Mad Men Finale: Don Draper Becomes a Better Ad Man


What is the perfect ending? Main characters find resolution. Past pieces coalesce. The result is logical, but not predictable (except by one guy). The show does not shower itself in schmaltz. Viewers decamp satisfied and wondering. Mad Men had the perfect ending, but for a gratifying Harry Crane comeuppance.

Don keeps on keeping on to Utah, where we spot him driving a Chevelle on the salt flats. He thwarts a robbery. He says goodbye by phone to Betty. He arrives disheveled on Stephanie Horton’s doorstep in L.A. He follows her to a retreat center. She leaves him there. Her departure precipitates his inevitable breakdown.

Via another “person to person” call, Don unloads on Peggy. He wasn’t making any sense, by making perfect sense. Now shorn of everything, a woman leads him into a group therapy session. Don lets go, connects and embraces crying, lonely Leonard.

We depart with Don before the sunrise at a morning meditation.

"“The new day brings new hope. The lives we’ve led. The lives we’ve yet to lead. A new day. New ideas. A new you.”"

This is boiled down human desire. This is also the ideal angle for advertising. Don smiles to himself. We close with the iconic “Buy the World a Coke” ad. Ambiguity. Perhaps, Don has found inner peace. An interpretation truer to the show is that he uses his epiphany to create the ultimate ad.

Don spends much of the 1960s disconnected from time, place and true feeling. He left to America to look for himself. At last, he untucks his shirt, lets his hair grow, unbuttons a few buttons and settles in. Don isn’t a monster. He’s not a savior. His true identity is Don Draper, ad man. He has empathy. He masters the zeitgeist. He uses it to sell Coke. He’s a survivor. He’s home.

Peggy and Stan get together, finally. Peggy embodies the 1960s generational shift, caught between tradition and burgeoning feminism. She wants a career. She does not want that to preclude a fulfilling domestic life. The professional and personal for Peggy have been intertwined.
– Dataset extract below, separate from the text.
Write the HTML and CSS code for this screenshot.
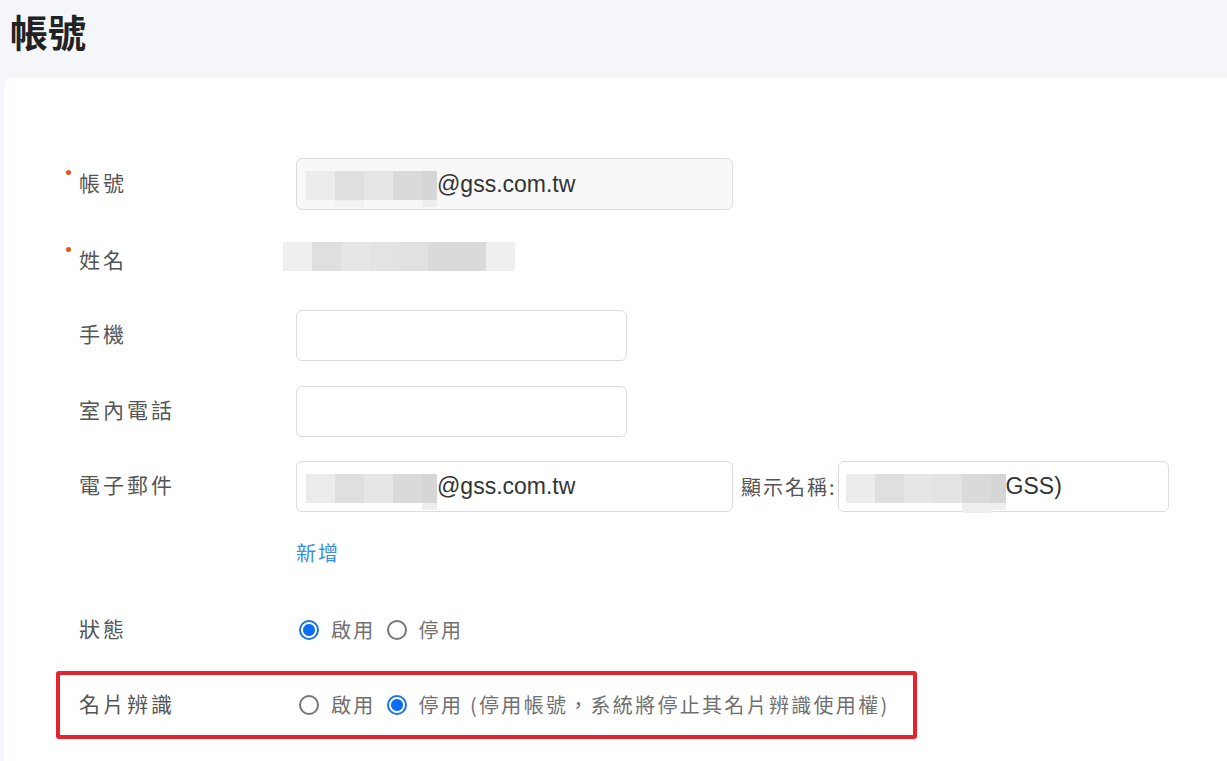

She finds the man who understands and who makes things better: her best friend. May they have wonderful children, capitalize on her shrewd real estate investment and live happily ever after.

Joan does coke, but frittering her life away with Richard’s retirement experiments holds little appeal. Kenny approaches her, for her capability. She opts, without Peggy, to start her own production company, Holloway and Harris. Not coincidentally, her first non-secretarial responsibility was reading scripts for Harry Crane.

In 1960, Joan wants nothing more than to be beholden. By 1970, she wants anything but. She’s a business woman. Joan feels, but she will always answer the phone. With her son’s future secure, she can go out for herself.

All of the “person to person” departure scenes, from Pete giving Peggy the cactus to Don and a makeup-less Betty felt crisp, natural and poignant. Mad Men at its finest.

Sustaining any TV show, for nearly a decade, is hard. Compound that difficulty when it’s a precise, nuanced period piece with dynamic characters over, perhaps, America’s most tumultuous decade.

Mad Men is a feat of literary ambition. It is a slow burn. Episodes have different pacing. The subtext is often richer than the text itself. A great novel reveals the heart of the human condition. Mad Men comes as close as a television show has come.